<褒め殺しよりも自虐がマシ?>アメトーーク「今年が大事芸人」は「今年消えそう芸人」にすべき
メディアゴン / 2016年3月13日 7時30分
高橋維新[弁護士]
* * *
2016年3月10日放映のテレビ朝日「アメトーーク」、テーマは「今年が大事芸人」である。
去年ブレイクした芸人を集めてトークをさせるという内容である。ただ、印象としては、このテーマ以上に番組なりの意図があるとは特に思えなかった。単純に去年ブレイクした芸人を集めて、フリートークをさせているだけの印象だったのである。
司会の横にはガヤ要員としてフジモン(FUJIWARA・藤本敏史)が配置されており、ひな壇にいた永野のギャグを一緒にやらされていた。というより、オンエアの尺の大半は永野とフジモンのコラボレーションに割かれており、永野オンリーの「パクリたい-1グランプリ」といっても過言ではなかった(永野は、過去の「パクリたい-1グランプリ」に何度も出ている)。
前に出てくることができなかった永野以外の芸人はもっと積極的になった方がいい。
というよりそれ以前に、今回の「今年が大事芸人」というテーマ設定自体が中途半端だったので、芸人たちも動きにくかったのだと考える。「去年で消えました芸人」や「今年消えそう芸人」であれば、自虐で笑いをとることができただろう。
「今年が大事芸人」などというテーマにしてしまったため、番組側もひな壇に出ている芸人たちが「今後も売れていく」というスタンスでしか扱わず、結果として今どれくらい売れているかとか、今後の抱負などといったあまりおもしろくない話しかできなかったのだ。

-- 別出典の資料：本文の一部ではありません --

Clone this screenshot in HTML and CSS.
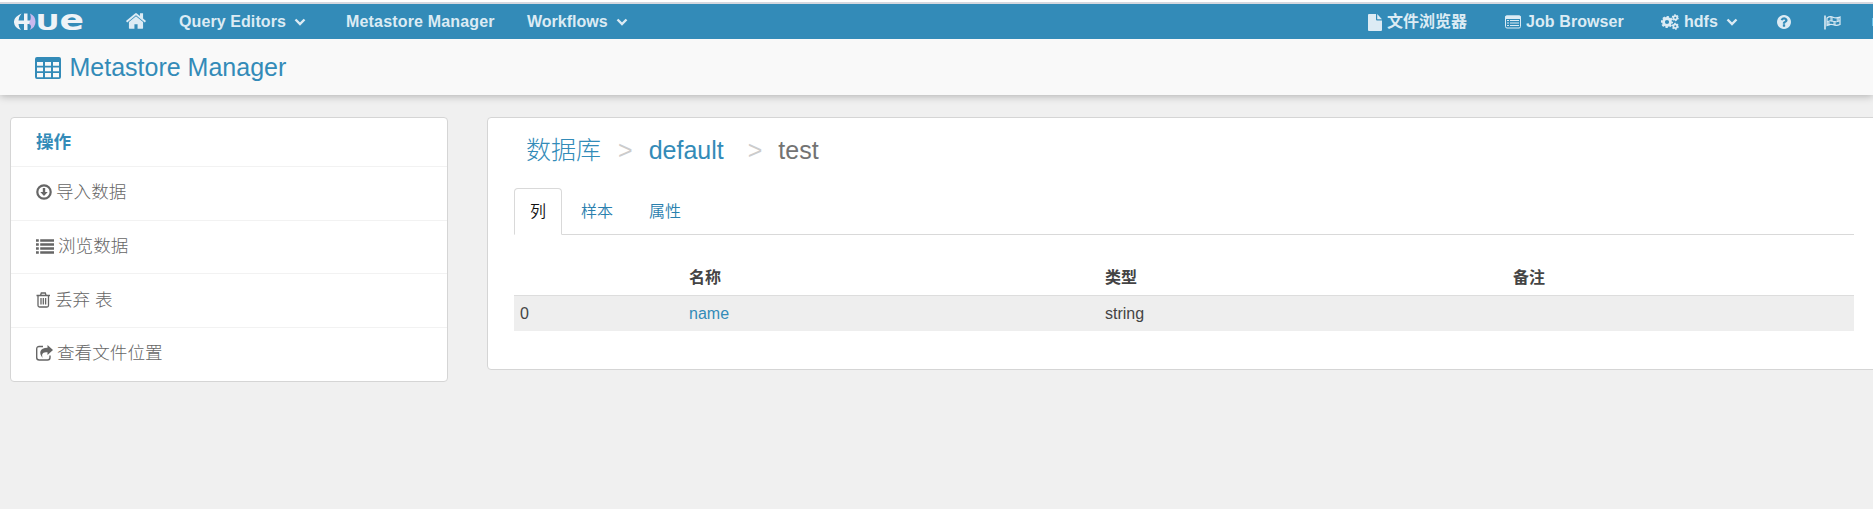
FILE: index.html
```html
<!DOCTYPE html>
<html lang="zh-CN">
<head>
<meta charset="utf-8">
<title>Metastore Manager</title>
<link rel="stylesheet" href="styles.css">
</head>
<body>
<nav class="navbar">
  <a class="brand"><svg width="72" height="24" viewBox="0 -2 72 24"><path d="M7.500 1.500Q-.5 5 0 10.500T7 18Q4.500 15.500 4.500 12H10v6h3.500V1.500H10V8.500H4.500Q4.500 5 7.500 1.500z" fill="#eef3f7"/><path d="M13 8.500h3V12h-3z" fill="#eef3f7"/><path d="M16 1.500q5.500 2.500 5.500 8.300T15.500 18q2-2 1.500-4-.5-1.500-2-2l1-3.500q1.500-2.500 0-7z" fill="#c9b8ee"/><text class="wordmark" x="21.500" y="17.700" font-size="22" textLength="24" lengthAdjust="spacingAndGlyphs">U</text><text class="wordmark" x="45.500" y="17.700" font-size="27.500" textLength="24.500" lengthAdjust="spacingAndGlyphs">e</text></svg></a>
  <a><svg class="home" width="22" height="22" viewBox="0 0 1792 1792" fill="currentColor"><path d="M1472 992v480q0 26-19 45t-45 19h-384v-384h-256v384h-384q-26 0-45-19t-19-45v-480q0-1 .5-3t.5-3l575-474 575 474q1 2 1 6zm223-69l-62 74q-8 9-21 11h-3q-13 0-21-7l-692-577-692 577q-12 8-24 7-13-2-21-11l-62-74q-8-10-7-23.500t11-21.500l719-599q32-26 76-26t76 26l244 204v-195q0-14 9-23t23-9h192q14 0 23 9t9 23v408l219 182q10 8 11 21.500t-7 23.500z"/></svg></a>
  <a><span class="fit-query">Query Editors</span><svg class="caret" width="12" height="8" viewBox="0 0 12 8"><path d="M1.500 1.500L6 6l4.500-4.500"/></svg></a>
  <a class="fit-meta">Metastore Manager</a>
  <a>Workflows<svg class="caret" width="12" height="8" viewBox="0 0 12 8"><path d="M1.500 1.500L6 6l4.500-4.500"/></svg></a>
  <a><svg class="file" width="14" height="17" viewBox="0 0 14 17" fill="currentColor"><path d="M1 0h7v5.500q0 1 1 1h5V16q0 1-1 1H1q-1 0-1-1V1q0-1 1-1zM9.200 0L14 5.200H9.200z"/></svg>文件浏览器</a>
  <a><svg class="job" width="16" height="14" viewBox="0 0 16 14"><rect x=".5" y="1" width="15" height="12" rx="1.500" fill="none" stroke="currentColor"/><path d="M2 5.500h2M5 5.500h9M2 8h2M5 8h9M2 10.500h2M5 10.500h9" stroke="currentColor" fill="none" stroke-width="1.200"/><path d="M0 2q0-1.500 1.500-1.500h13Q16 .5 16 2v2H0z" fill="currentColor"/></svg><span class="fit-job">Job Browser</span></a>
  <a><svg class="gears" width="18" height="16" viewBox="0 0 18 16" fill="none" stroke="currentColor"><circle cx="6" cy="8" r="3.500" stroke-width="2.800"/><circle cx="6" cy="8" r="5.200" stroke-width="1.800" stroke-dasharray="2.300 1.784" stroke-dashoffset="1"/><circle cx="14.300" cy="3.700" r="1.900" stroke-width="1.700"/><circle cx="14.300" cy="3.700" r="2.900" stroke-width="1.200" stroke-dasharray="1.600 1.437"/><circle cx="14.300" cy="12.300" r="1.900" stroke-width="1.700"/><circle cx="14.300" cy="12.300" r="2.900" stroke-width="1.200" stroke-dasharray="1.600 1.437"/></svg>hdfs<svg class="caret" width="12" height="8" viewBox="0 0 12 8"><path d="M1.500 1.500L6 6l4.500-4.500"/></svg></a>
  <a><svg width="14" height="14" viewBox="128 128 1536 1536" fill="currentColor"><path d="M1024 1376v-192q0-14-9-23t-23-9h-192q-14 0-23 9t-9 23v192q0 14 9 23t23 9h192q14 0 23-9t9-23zm256-672q0-88-55.500-163t-138.500-116-170-41q-243 0-371 213-15 24 8 42l132 100q7 6 19 6 16 0 25-12 53-68 86-92 34-24 86-24 48 0 85.500 26t37.500 59q0 38-20 61t-68 45q-63 28-115.500 86.500t-52.500 125.500v36q0 14 9 23t23 9h192q14 0 23-9t9-23q0-19 21.500-49.500t54.500-49.500q32-18 49-28.500t46-35 44.500-48 28-60.500 12.500-81zm384 192q0 209-103 385.500t-279.500 279.500-385.500 103-385.500-103-279.500-279.500-103-385.500 103-385.500 279.500-279.500 385.500-103 385.500 103 279.500 279.500 103 385.500z"/></svg></a>
  <a><svg width="17" height="15" viewBox="0 0 17 15" fill="none" stroke="currentColor"><path d="M1 .5v14" stroke-width="1.600"/><path d="M3 3Q6 .8 9 2.200T16 2v7.500Q12.500 11 9.500 9.800T3 10.500z" stroke-width="1.200"/><path d="M3 6.800Q6 5 9 6.300T16 5.800" stroke-width="1"/><path d="M4.500 6.500v4M7.500 2v4.200M10.500 6.500v3.800M13.800 2.500v3.700" stroke-width="2.400" opacity=".7"/></svg></a>
  <a class="cutoff"></a>
</nav>
<header class="subnav">
  <svg width="26" height="22" viewBox="0 0 26 22"><path fill-rule="evenodd" fill="currentColor" d="M2 0h22q2 0 2 2v18q0 2-2 2H2q-2 0-2-2V2q0-2 2-2zM2 5v3.700h6V5zm8 0v3.700h6V5zm8 0v3.700h6V5zM2 10.500V14.200h6v-3.700zm8 0V14.200h6v-3.700zm8 0V14.200h6v-3.700zM2 16v4.200h6v-4.200zm8 0v4.200h6v-4.200zm8 0v4.200h6v-4.200z"/></svg>
  <span>Metastore Manager</span>
</header>
<main class="layout">
  <aside class="card sidebar">
    <div class="side-title">操作</div>
    <a class="side-item"><svg width="16" height="16" viewBox="0 0 16 16"><circle cx="8" cy="8" r="6.700" fill="none" stroke="currentColor" stroke-width="2.200"/><path d="M6.800 4h2.400v4h2.500L8 12 4.300 8h2.500z" fill="currentColor"/></svg>导入数据</a>
    <a class="side-item"><svg width="18" height="15" viewBox="0 0 18 15" fill="none" stroke="currentColor" stroke-width="2.700"><path d="M0 1.500h2.800M4.200 1.500H18M0 5.500h2.800M4.200 5.500H18M0 9.500h2.800M4.200 9.500H18M0 13.500h2.800M4.200 13.500H18"/></svg>浏览数据</a>
    <a class="side-item"><svg width="15" height="16" viewBox="0 0 15 16" fill="none" stroke="currentColor" stroke-width="1.300"><path d="M.5 3.500h13.500M4.500 3.500l.8-2.500h4l.8 2.500M2 3.500v10q0 1.500 1.500 1.500H11q1.500 0 1.500-1.500v-10M5 6v6.500M7.300 6v6.500M9.600 6v6.500"/></svg>丢弃 表</a>
    <a class="side-item"><svg width="17" height="16" viewBox="0 0 17 16"><path d="M7 1.500H3.200Q.7 1.500.7 4v8.500q0 2.500 2.500 2.500h8.300q2.500 0 2.500-2.500v-2" fill="none" stroke="currentColor" stroke-width="1.400"/><path d="M11.500 0L17 5l-5.500 5V7.300C7 7.300 5 8.500 6.800 13 2.500 8.500 3.500 2.700 11.500 2.700z" fill="currentColor"/></svg>查看文件位置</a>
  </aside>
  <section class="card content">
    <h1 class="crumbs"><a>数据库</a><i class="sep first">&gt;</i><a>default</a><i class="sep second">&gt;</i><span>test</span></h1>
    <div class="tabs"><a class="tab active">列</a><a class="tab">样本</a><a class="tab">属性</a></div>
    <table class="columns">
      <colgroup><col class="c-index"><col class="c-name"><col class="c-type"><col></colgroup>
      <thead><tr><th></th><th>名称</th><th>类型</th><th>备注</th></tr></thead>
      <tbody><tr><td>0</td><td><a>name</a></td><td>string</td><td></td></tr></tbody>
    </table>
  </section>
</main>
</body>
</html>
```
FILE: styles.css
```css
* { box-sizing: border-box; }
body {
  margin: 0;
  height: 509px;
  overflow: hidden;
  background: #f0f0f0;
  color: #444;
  font: 16px/20px "Liberation Sans", "Noto Sans CJK SC", sans-serif;
}
svg { flex: none; }
a { color: #338bb8; }
.navbar {
  position: relative;
  z-index: 1;
  height: 39px;
  border-top: 2px solid #fff;
  box-shadow: inset 0 2px #d6d8df;
  padding-top: 2px;
  background: #338bb8;
  display: grid;
  grid-template-columns: 125px 54px 167px 181px 841px 137px 156px 116px 47px 48px 1px;
}
.navbar a {
  display: flex;
  align-items: center;
  padding-top: 1px;
  color: #dcebf4;
  font-weight: bold;
  white-space: nowrap;
}
.navbar .brand { padding: 0 0 0 14px; }
.wordmark { fill: #eef3f7; font-family: "DejaVu Sans", sans-serif; font-weight: bold; }
.home { margin: -3px 0 0 0; }
.fit-query, .fit-job { letter-spacing: .09px; }
.navbar .fit-meta { letter-spacing: .17px; }
.caret { margin: 0 0 0 8px; fill: none; stroke: currentColor; stroke-width: 2.400; }
.file { margin: 0 5px 0 0; }
.job { margin-right: 5px; }
.gears { margin: 0 5px 0 0; }
.navbar .cutoff { height: 8px; align-self: center; background: #65c0e8; }
.subnav {
  height: 56px;
  padding: 2px 0 0 35px;
  display: flex;
  align-items: center;
  gap: 8.500px;
  background: #f9f9f9;
  color: #338bb8;
  box-shadow: 0 1px 8px rgba(0, 0, 0, .28);
  font-size: 25px;
}
.subnav span { margin-top: -3px; }
.layout {
  padding: 22px 0 0 10px;
  display: flex;
  gap: 39px;
  align-items: flex-start;
}
.card { background: #fff; border: 1px solid #d5d5d5; border-radius: 4px; }
.sidebar { width: 438px; flex: none; height: 265px; font-size: 17.600px; }
.side-title { height: 48px; padding-left: 25px; line-height: 48px; font-weight: bold; color: #338bb8; }
.side-item {
  height: 53.700px;
  border-top: 1px solid #f2f2f2;
  padding: 0 0 2px 25px;
  display: flex;
  align-items: center;
  gap: 4px;
  color: #666;
  font-weight: 300;
}
.content { width: 1400px; flex: none; height: 253px; padding: 15px 0 0 26px; }
.crumbs { margin: 0 0 0 12px; height: 34px; display: flex; align-items: center; font-size: 25px; font-weight: 300; color: #737373; line-height: 34px; }
.sep { color: #ccc; font-style: normal; }
.first { margin: 0 16px 0 17px; }
.second { margin: 0 16px 0 24px; }
.tabs { width: 1340px; height: 47px; margin-top: 21px; display: flex; gap: 2px; border-bottom: 1px solid #d9d9d9; }
.tab { height: 46px; padding: 0 17px; line-height: 47px; font-weight: 350; color: #2a80ae; }
.tab.active { height: 47px; padding: 0 15px; border: 1px solid #d9d9d9; border-bottom-color: #fff; border-radius: 4px 4px 0 0; line-height: 45px; color: #111; }
.columns { width: 1340px; margin-top: 20px; table-layout: fixed; border-collapse: separate; border-spacing: 0; }
.c-index { width: 169px; }
.c-name { width: 416px; }
.c-type { width: 408px; }
.columns th { height: 40px; padding: 6px 0 0 6px; text-align: left; }
.columns td { height: 36px; padding: 0 6px; border-top: 1px solid #ddd; background: #eee; }
```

その結果、永野とフジモンのコラボレーションでかなりの尺を埋めざるを得なかった面もあったと推察する。
そもそもひな壇の面々は、「アメトーーク」の過去の放映回や、同じテレビ朝日の「M-1」に出てきた面子がかなりの割合を占めており、番宣や芸人自体の売り込みが主目的だったのではないかと疑われても仕方のないところであった。
そうなると番組もひな壇の芸人たちを「こいつらはおもしろいよ」というスタンスで扱わざるを得ないため、ケナシによる笑いが更に遠ざかっていくのである。
そのせいで笑いが封じ込められてしまえば、芸人たちも浮かばれないだろう。褒め殺しにされるよりも、貶されて笑いが起きた方が芸人たちも嬉しいはずである。
逆に言えば、後者の方が嬉しいと思えなければ、プロの芸人とは言えない。